# Given task:
Retype the complete listing exactly as it appears.

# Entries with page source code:
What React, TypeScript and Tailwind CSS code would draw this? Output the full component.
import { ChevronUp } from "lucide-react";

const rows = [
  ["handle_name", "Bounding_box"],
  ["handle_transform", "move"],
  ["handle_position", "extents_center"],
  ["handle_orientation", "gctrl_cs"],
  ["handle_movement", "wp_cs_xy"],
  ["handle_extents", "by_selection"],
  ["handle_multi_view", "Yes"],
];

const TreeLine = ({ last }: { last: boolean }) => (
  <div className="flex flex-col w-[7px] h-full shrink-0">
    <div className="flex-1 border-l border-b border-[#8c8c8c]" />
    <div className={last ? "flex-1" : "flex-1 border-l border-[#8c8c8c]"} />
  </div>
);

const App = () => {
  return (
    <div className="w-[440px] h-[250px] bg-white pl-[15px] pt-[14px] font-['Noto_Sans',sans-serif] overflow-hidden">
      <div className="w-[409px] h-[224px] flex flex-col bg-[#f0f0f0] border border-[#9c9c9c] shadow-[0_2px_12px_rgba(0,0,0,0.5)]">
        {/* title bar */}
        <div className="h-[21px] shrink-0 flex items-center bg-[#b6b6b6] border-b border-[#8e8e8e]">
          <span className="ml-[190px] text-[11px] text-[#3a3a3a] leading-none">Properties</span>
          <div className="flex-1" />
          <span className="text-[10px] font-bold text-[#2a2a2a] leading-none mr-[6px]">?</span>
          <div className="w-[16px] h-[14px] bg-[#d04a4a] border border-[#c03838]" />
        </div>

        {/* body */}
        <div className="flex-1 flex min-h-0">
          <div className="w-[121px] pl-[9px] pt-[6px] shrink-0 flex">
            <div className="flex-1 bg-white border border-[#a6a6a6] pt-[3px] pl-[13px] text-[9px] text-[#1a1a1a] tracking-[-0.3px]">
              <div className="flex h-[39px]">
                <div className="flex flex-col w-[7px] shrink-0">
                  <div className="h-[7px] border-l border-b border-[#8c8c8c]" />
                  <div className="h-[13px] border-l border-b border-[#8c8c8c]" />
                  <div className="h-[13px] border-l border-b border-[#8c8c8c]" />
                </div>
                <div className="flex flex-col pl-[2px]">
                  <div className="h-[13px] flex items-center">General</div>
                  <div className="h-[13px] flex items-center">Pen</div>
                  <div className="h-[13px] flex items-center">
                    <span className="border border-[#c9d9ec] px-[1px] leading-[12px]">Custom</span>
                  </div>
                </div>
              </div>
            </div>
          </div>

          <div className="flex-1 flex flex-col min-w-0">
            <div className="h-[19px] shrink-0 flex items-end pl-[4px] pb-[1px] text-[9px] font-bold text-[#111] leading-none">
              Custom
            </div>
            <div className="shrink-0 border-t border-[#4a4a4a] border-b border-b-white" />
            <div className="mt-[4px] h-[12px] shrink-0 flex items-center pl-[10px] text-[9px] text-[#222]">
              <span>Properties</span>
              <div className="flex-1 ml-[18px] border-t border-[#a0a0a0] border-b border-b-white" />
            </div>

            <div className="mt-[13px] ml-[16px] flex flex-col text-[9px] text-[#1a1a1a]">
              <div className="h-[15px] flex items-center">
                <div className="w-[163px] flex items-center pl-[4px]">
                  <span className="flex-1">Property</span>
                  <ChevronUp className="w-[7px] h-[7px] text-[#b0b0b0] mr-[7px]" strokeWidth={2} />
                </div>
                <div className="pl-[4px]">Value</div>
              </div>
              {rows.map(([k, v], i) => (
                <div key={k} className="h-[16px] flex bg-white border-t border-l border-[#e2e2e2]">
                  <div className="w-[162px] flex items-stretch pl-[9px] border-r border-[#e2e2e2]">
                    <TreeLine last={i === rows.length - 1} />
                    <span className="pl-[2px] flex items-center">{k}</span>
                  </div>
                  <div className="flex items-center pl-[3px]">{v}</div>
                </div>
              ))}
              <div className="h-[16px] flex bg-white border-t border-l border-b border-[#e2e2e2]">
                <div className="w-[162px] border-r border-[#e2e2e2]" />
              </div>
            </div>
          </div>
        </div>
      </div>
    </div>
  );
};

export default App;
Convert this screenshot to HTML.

# Result:
What React, TypeScript and Tailwind CSS code would draw this? Output the full component.
import { ChevronUp } from "lucide-react";

const rows = [
  ["handle_name", "Bounding_box"],
  ["handle_transform", "move"],
  ["handle_position", "extents_center"],
  ["handle_orientation", "gctrl_cs"],
  ["handle_movement", "wp_cs_xy"],
  ["handle_extents", "by_selection"],
  ["handle_multi_view", "Yes"],
];

const TreeLine = ({ last }: { last: boolean }) => (
  <div className="flex flex-col w-[7px] h-full shrink-0">
    <div className="flex-1 border-l border-b border-[#8c8c8c]" />
    <div className={last ? "flex-1" : "flex-1 border-l border-[#8c8c8c]"} />
  </div>
);

const App = () => {
  return (
    <div className="w-[440px] h-[250px] bg-white pl-[15px] pt-[14px] font-['Noto_Sans',sans-serif] overflow-hidden">
      <div className="w-[409px] h-[224px] flex flex-col bg-[#f0f0f0] border border-[#9c9c9c] shadow-[0_2px_12px_rgba(0,0,0,0.5)]">
        {/* title bar */}
        <div className="h-[21px] shrink-0 flex items-center bg-[#b6b6b6] border-b border-[#8e8e8e]">
          <span className="ml-[190px] text-[11px] text-[#3a3a3a] leading-none">Properties</span>
          <div className="flex-1" />
          <span className="text-[10px] font-bold text-[#2a2a2a] leading-none mr-[6px]">?</span>
          <div className="w-[16px] h-[14px] bg-[#d04a4a] border border-[#c03838]" />
        </div>

        {/* body */}
        <div className="flex-1 flex min-h-0">
          <div className="w-[121px] pl-[9px] pt-[6px] shrink-0 flex">
            <div className="flex-1 bg-white border border-[#a6a6a6] pt-[3px] pl-[13px] text-[9px] text-[#1a1a1a] tracking-[-0.3px]">
              <div className="flex h-[39px]">
                <div className="flex flex-col w-[7px] shrink-0">
                  <div className="h-[7px] border-l border-b border-[#8c8c8c]" />
                  <div className="h-[13px] border-l border-b border-[#8c8c8c]" />
                  <div className="h-[13px] border-l border-b border-[#8c8c8c]" />
                </div>
                <div className="flex flex-col pl-[2px]">
                  <div className="h-[13px] flex items-center">General</div>
                  <div className="h-[13px] flex items-center">Pen</div>
                  <div className="h-[13px] flex items-center">
                    <span className="border border-[#c9d9ec] px-[1px] leading-[12px]">Custom</span>
                  </div>
                </div>
              </div>
            </div>
          </div>

          <div className="flex-1 flex flex-col min-w-0">
            <div className="h-[19px] shrink-0 flex items-end pl-[4px] pb-[1px] text-[9px] font-bold text-[#111] leading-none">
              Custom
            </div>
            <div className="shrink-0 border-t border-[#4a4a4a] border-b border-b-white" />
            <div className="mt-[4px] h-[12px] shrink-0 flex items-center pl-[10px] text-[9px] text-[#222]">
              <span>Properties</span>
              <div className="flex-1 ml-[18px] border-t border-[#a0a0a0] border-b border-b-white" />
            </div>

            <div className="mt-[13px] ml-[16px] flex flex-col text-[9px] text-[#1a1a1a]">
              <div className="h-[15px] flex items-center">
                <div className="w-[163px] flex items-center pl-[4px]">
                  <span className="flex-1">Property</span>
                  <ChevronUp className="w-[7px] h-[7px] text-[#b0b0b0] mr-[7px]" strokeWidth={2} />
                </div>
                <div className="pl-[4px]">Value</div>
              </div>
              {rows.map(([k, v], i) => (
                <div key={k} className="h-[16px] flex bg-white border-t border-l border-[#e2e2e2]">
                  <div className="w-[162px] flex items-stretch pl-[9px] border-r border-[#e2e2e2]">
                    <TreeLine last={i === rows.length - 1} />
                    <span className="pl-[2px] flex items-center">{k}</span>
                  </div>
                  <div className="flex items-center pl-[3px]">{v}</div>
                </div>
              ))}
              <div className="h-[16px] flex bg-white border-t border-l border-b border-[#e2e2e2]">
                <div className="w-[162px] border-r border-[#e2e2e2]" />
              </div>
            </div>
          </div>
        </div>
      </div>
    </div>
  );
};

export default App;
Convert this screenshot to HTML.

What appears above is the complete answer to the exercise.